I’ve already written in my earlier blogs something about Robert Graves. I don’t like to think that any poet influences the poems I write, but my poet friends have influenced the way I think about poetry. My strongest influence in this sense was Martin Seymour-Smith who died at age 70 in 1998, leaving a last letter to me on his computer. I first met him at James Reeves’s house in 1966. He put me onto Trumbull Stickney, whom I eventually wrote about.
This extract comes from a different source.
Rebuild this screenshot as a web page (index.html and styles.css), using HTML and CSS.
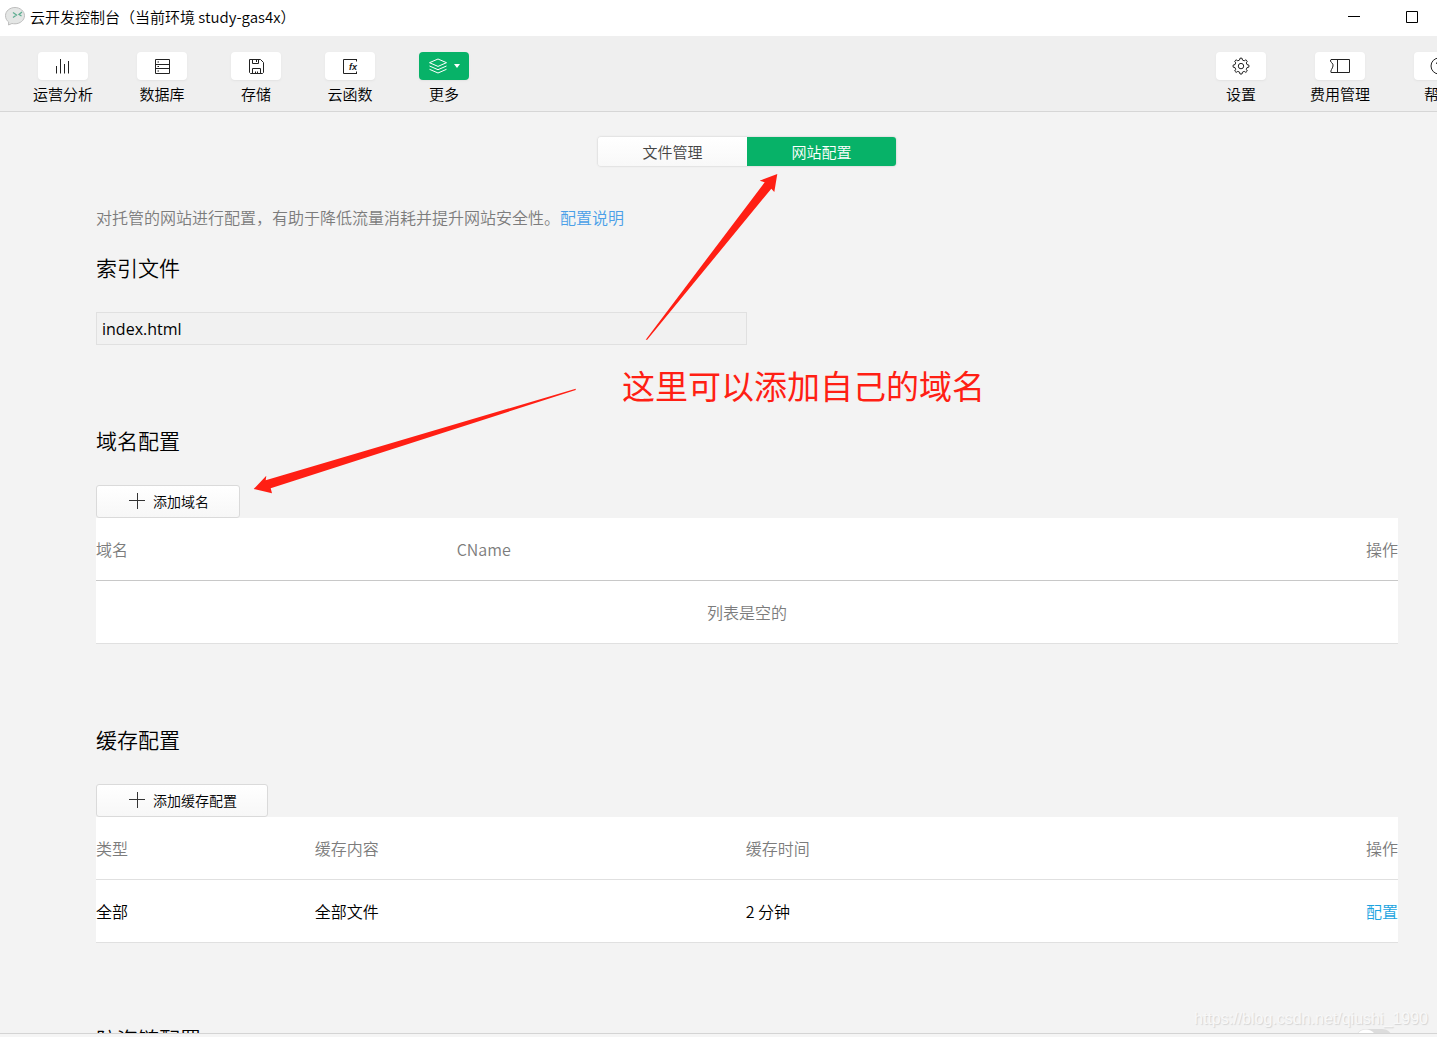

I had been startled some years earlier when still at school when I read a long poem by Martin, Blitzenkrieger, in a selection of poets by Graves in New World Writing 1958. Martin was unusual in being able to write long obliquely narrative and ironical poems without lagging inspiration, although he sometimes worried about whether he had a ‘lyrical gift’. He had it, in his shorter poems and in much of the longer, although their honesty (he believed poems made one face oneself against one’s will) could be harsh. At age 15 he had ended a poem with the magical line: ‘The endless drummers of subtracting night.’ His poems are above all direct (I like the ideal of Gaelic poetry, the dán direach, the ‘direct poem’). By the end of his life he seemed to know almost too much, and wrote: ‘My days are disabled / By my history.’ But there was still magic:

‘Your moon in ice and my moon in water

Are the same moon. I tremble

As I remember

When I was not there:

Your grief as you watched alone

Your heart’s moon broken

In the spume of waterfalls.’

Another poet in that 1958 selection was Marnie Pomeroy with whom I eventually lived, running the Ladysmith Press, in Quebec. When I first knew her she was writing an extra-ordinary (the hyphen is in the word for emphasis: sharp alternations between ordinary and ex- were characteristic of her) narrative poem, a cycle called A Calendar for Dinah which began: ‘Stars fly apart through night one more degree’ and ended (45 pages later) with: ‘Stars fly further apart through endless night.’ Her poems, like our life together, cycled round and round then stopped. We flew apart.

At the Ladysmith Press in 1970 we published the Collected Poems of Kenneth Leslie. He was then almost 80 and driving a taxi in Halifax, Nova Scotia. I had read through all the Canadian poetry I could when I arrived in Canada, and most of it left me cold, but Leslie’s early poems had a romantic intensity:

‘At length you stood on the landing and you cried,

with quick low cries you timed me stroke on stroke

as I steadily won my way with the fulling tide

and crossed the threshold where the last wave broke

and coasted over the step of water and threw

straight through the air my mooring line to you.’

Then I found that the local newspaper editor was one of Leslie’s daughters (in the 40s they had formed a kind of Trapp family, singing Nova Scotia Gaelic songs on the radio from New York). When I wrote to Leslie that we wanted to publish his poems he drove almost non-stop to Ladysmith to visit us – nearly 1,000 miles. He brought with him and gave to me a first edition of Robert Frost’s Collected Poems 1930, inscribed by Frost ‘To Kenneth Leslie from his friend and fellow in the Art.’ Sadly we fell out when the Ken collection appeared, as he was a communist in the Nova Scotia mining town tradition and I had omitted a late political poem – ‘Remember Lumumba, the drums of the Congo...’ etc.’

At Ladysmith we published Just PassingThrough, a first volume by the Canadian Philip Roberts (now one of my P of P nominators) whom I had met at a party of Graves’s in Oxford when, wearing a red pullover, he had riveted us all with a ballad, The Winnipeg Whore, whose tune I think comes from Gilbert and Sullivan but whose words definitely don’t: ‘....She put her hand upon my knee./ How’s about a little lovin?/ A dollar and a half’s the usual fee...’ Phil became an academic in Australia for many years and his poetry became more cerebral. I still like his early naive poems best:

‘You with the clear eyes and face

drew me unprotesting through the nights

of a summer race. Winter laughs

I thought this could grow; I am trapped

By all the unknown roads I know.’

He is now reincarnated as the respectable Mayor of a Nova Scotia town and I hope his recent poetry, which I haven’t yet seen, is reincarnated too.

Among living poets in the UK and Ireland my friends are Cliff Ashby, Robert Nye, David Cameron (the other one), Jim Fenton, and Helena Nelson. And there is Narcis Comadira, in Catalonia. I’ll write about them in my next blog or two.